• [Instructions to follow] For every line in the records that has the word "Tailwind", make a copy.

• [Records to process]

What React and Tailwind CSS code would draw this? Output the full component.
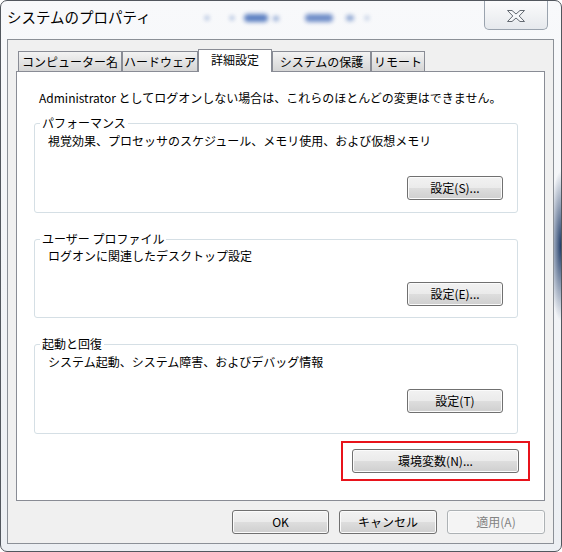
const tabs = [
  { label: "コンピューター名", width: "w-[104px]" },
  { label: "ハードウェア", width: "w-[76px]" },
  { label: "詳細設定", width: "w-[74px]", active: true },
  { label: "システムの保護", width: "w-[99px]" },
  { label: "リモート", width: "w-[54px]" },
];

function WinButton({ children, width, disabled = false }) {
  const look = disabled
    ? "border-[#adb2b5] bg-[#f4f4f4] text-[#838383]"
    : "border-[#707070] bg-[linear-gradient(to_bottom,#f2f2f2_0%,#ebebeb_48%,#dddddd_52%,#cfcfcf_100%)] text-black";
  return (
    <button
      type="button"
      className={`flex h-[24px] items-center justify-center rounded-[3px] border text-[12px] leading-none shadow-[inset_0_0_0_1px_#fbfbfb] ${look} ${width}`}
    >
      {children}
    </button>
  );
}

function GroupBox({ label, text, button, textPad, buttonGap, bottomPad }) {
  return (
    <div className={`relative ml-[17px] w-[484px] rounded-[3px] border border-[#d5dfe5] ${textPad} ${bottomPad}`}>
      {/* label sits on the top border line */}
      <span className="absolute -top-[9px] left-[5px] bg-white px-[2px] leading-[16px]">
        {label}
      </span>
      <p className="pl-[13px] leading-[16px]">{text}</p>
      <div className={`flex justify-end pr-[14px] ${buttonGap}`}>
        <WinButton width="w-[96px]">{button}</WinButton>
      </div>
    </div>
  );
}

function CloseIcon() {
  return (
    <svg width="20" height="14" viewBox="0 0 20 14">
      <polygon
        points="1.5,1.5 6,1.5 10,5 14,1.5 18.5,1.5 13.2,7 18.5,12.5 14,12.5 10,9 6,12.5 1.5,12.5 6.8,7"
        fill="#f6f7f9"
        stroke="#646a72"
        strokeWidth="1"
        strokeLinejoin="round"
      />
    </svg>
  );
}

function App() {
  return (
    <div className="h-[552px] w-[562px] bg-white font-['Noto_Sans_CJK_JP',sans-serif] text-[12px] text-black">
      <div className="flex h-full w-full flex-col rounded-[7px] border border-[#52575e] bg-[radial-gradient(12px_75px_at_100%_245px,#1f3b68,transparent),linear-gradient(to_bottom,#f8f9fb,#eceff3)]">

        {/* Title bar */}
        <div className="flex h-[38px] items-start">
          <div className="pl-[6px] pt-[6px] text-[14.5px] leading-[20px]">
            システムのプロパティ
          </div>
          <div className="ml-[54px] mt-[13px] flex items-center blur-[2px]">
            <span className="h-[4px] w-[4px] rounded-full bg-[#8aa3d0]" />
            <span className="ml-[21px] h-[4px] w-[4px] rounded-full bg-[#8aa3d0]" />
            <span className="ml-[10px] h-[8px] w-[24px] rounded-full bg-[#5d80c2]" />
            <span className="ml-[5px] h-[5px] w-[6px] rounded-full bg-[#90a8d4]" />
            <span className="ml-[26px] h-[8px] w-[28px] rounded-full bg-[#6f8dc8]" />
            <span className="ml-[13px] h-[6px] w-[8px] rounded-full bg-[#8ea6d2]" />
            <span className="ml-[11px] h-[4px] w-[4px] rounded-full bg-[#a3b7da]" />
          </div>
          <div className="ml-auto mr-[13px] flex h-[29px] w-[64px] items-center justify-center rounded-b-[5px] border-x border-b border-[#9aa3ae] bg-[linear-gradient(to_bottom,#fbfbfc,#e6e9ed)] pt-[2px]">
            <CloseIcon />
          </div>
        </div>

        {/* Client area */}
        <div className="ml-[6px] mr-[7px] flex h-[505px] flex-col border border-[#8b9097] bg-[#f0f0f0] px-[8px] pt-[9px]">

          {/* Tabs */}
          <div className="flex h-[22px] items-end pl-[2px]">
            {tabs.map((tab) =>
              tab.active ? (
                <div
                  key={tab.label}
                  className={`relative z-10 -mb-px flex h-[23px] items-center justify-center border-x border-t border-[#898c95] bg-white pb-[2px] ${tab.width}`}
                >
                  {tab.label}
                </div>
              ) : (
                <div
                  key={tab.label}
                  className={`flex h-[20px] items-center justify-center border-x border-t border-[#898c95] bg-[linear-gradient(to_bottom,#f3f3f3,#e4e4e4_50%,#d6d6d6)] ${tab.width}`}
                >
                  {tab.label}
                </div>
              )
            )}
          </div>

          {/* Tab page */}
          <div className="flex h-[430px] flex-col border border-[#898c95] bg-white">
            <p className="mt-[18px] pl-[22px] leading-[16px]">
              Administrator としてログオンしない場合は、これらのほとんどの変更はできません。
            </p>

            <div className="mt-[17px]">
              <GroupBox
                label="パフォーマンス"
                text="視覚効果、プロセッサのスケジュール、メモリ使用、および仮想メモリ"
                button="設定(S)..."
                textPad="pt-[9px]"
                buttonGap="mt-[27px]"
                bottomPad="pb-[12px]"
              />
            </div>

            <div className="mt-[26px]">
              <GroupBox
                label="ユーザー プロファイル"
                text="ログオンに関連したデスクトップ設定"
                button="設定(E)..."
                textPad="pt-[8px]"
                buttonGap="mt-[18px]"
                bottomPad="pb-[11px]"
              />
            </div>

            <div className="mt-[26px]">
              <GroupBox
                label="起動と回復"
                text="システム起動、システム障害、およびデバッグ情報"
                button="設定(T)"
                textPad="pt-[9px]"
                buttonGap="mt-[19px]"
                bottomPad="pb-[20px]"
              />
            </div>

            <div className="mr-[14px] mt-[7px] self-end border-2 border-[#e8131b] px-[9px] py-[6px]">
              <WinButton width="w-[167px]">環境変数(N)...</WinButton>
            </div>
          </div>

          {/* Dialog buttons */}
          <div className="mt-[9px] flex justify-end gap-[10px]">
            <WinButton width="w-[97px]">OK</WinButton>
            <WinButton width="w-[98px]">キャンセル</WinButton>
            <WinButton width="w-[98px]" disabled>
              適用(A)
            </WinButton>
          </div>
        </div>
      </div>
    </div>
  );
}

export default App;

==

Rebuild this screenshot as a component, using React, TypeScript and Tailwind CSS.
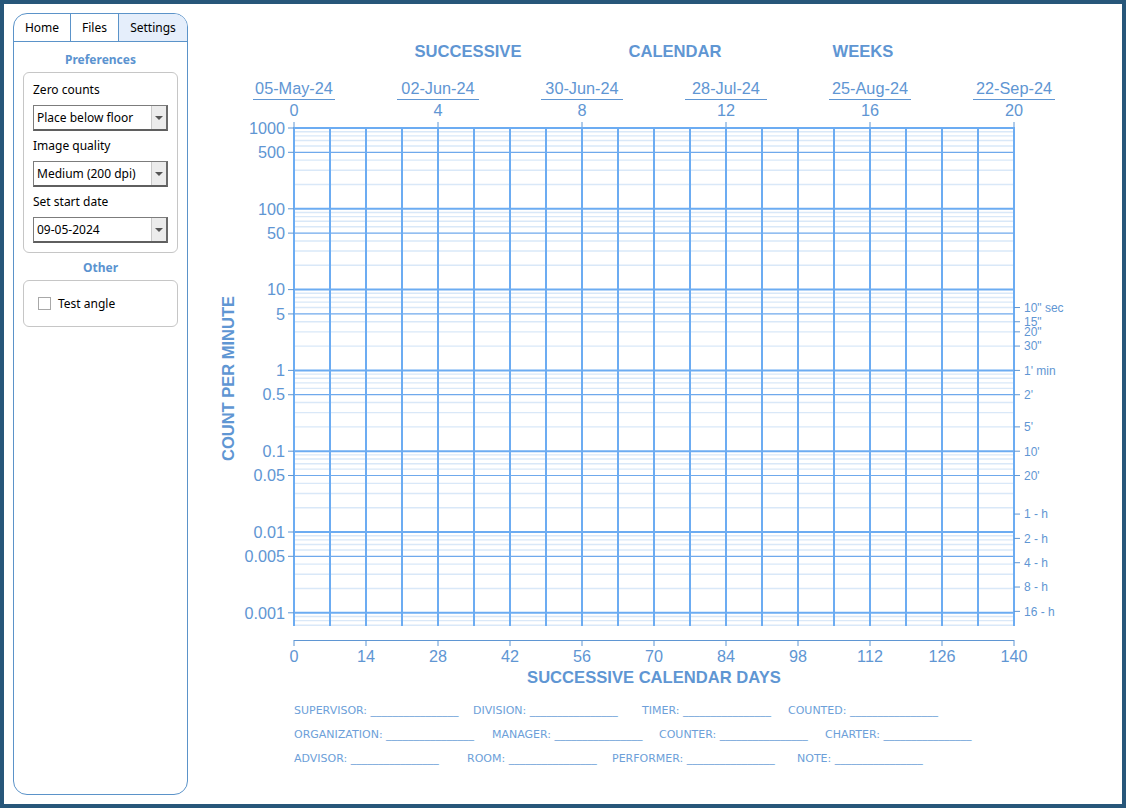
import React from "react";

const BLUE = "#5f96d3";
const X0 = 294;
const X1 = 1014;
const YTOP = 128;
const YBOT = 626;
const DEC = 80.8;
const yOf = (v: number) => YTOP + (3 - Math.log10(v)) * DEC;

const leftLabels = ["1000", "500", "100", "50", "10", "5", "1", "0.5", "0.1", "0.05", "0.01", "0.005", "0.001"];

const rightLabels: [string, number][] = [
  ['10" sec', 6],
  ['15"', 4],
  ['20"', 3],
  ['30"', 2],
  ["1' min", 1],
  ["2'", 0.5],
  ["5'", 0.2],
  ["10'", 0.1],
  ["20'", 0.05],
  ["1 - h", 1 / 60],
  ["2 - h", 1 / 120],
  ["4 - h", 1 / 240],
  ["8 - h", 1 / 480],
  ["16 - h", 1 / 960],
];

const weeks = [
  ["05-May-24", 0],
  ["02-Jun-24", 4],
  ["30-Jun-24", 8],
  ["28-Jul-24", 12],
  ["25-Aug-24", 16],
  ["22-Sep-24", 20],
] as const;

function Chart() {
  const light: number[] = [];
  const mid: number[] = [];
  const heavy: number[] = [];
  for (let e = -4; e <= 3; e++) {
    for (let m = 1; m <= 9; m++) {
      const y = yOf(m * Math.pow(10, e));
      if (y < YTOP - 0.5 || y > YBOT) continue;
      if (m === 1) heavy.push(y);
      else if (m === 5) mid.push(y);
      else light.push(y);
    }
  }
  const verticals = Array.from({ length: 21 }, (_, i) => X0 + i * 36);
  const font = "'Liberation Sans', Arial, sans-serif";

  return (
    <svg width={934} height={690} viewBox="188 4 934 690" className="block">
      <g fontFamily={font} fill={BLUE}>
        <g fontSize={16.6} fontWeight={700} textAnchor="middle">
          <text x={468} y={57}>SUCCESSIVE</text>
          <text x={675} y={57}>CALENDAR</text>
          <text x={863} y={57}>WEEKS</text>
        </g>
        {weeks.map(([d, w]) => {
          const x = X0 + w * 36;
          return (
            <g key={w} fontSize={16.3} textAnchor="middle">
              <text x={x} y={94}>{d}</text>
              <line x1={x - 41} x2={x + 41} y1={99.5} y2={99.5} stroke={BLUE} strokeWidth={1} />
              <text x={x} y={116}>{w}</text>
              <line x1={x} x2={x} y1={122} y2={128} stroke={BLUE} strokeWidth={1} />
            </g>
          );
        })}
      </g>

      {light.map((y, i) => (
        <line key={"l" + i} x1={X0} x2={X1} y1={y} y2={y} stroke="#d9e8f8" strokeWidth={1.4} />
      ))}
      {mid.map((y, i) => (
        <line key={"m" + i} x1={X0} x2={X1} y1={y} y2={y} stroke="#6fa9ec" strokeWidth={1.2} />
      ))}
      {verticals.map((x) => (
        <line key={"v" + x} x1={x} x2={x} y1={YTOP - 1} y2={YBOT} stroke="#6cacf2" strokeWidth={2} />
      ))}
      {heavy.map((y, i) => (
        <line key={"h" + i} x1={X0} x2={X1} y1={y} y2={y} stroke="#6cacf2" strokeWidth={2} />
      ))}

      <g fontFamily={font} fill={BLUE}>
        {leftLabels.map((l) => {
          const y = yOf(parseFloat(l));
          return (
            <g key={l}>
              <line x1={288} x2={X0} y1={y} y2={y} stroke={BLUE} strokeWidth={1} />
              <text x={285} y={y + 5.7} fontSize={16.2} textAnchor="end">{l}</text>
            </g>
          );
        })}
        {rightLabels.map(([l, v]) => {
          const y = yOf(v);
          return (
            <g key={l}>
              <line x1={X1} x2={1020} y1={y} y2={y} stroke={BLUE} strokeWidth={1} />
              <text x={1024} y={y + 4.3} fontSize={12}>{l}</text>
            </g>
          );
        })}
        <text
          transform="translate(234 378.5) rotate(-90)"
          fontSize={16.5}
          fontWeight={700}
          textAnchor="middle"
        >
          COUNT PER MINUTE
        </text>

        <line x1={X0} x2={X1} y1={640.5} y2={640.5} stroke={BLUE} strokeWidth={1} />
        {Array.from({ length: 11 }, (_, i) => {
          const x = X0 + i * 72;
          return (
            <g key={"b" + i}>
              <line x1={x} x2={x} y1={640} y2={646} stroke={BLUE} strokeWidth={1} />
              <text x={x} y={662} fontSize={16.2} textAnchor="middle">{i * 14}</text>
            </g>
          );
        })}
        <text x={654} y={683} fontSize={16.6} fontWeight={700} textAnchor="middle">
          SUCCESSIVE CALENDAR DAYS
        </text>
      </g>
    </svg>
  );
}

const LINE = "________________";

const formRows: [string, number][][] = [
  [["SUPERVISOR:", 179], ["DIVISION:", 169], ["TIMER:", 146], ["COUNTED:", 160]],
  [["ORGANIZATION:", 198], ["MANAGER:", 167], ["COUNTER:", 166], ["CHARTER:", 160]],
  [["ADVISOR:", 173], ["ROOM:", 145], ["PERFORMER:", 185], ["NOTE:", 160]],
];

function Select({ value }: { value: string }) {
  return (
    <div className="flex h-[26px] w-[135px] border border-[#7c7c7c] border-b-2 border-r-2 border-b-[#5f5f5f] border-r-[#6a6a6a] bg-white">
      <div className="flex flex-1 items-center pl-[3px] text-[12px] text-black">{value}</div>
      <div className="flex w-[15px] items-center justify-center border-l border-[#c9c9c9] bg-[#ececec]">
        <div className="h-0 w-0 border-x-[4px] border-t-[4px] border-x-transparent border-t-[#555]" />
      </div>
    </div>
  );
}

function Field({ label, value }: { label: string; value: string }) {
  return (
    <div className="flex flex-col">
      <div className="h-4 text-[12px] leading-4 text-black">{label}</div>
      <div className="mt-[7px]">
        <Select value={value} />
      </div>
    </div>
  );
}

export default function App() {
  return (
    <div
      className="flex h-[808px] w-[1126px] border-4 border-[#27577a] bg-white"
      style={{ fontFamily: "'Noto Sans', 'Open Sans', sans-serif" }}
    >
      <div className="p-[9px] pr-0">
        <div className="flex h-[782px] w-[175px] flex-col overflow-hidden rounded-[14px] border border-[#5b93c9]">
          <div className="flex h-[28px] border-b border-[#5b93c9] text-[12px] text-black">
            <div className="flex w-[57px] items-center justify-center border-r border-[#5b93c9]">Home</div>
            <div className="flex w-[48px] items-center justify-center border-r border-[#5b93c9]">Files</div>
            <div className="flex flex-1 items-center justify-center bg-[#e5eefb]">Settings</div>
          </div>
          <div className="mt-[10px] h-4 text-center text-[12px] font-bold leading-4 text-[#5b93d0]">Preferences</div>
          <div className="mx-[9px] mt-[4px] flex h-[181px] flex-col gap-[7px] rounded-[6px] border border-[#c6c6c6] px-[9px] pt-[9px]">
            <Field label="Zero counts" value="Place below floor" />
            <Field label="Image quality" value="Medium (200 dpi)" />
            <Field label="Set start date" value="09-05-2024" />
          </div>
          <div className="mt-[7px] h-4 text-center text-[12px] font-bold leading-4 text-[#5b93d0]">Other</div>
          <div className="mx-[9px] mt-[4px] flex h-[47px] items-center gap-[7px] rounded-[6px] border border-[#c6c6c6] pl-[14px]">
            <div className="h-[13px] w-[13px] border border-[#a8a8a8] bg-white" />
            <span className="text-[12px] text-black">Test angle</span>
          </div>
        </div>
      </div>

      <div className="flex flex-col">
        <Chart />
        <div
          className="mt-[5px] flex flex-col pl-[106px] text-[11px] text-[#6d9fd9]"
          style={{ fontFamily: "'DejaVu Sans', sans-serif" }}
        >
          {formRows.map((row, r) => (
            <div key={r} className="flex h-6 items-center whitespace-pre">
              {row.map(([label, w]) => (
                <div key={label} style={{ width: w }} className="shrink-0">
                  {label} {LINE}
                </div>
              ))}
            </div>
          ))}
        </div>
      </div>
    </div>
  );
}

• [In response]
What React and Tailwind CSS code would draw this? Output the full component.
Rebuild this screenshot as a component, using React, TypeScript and Tailwind CSS.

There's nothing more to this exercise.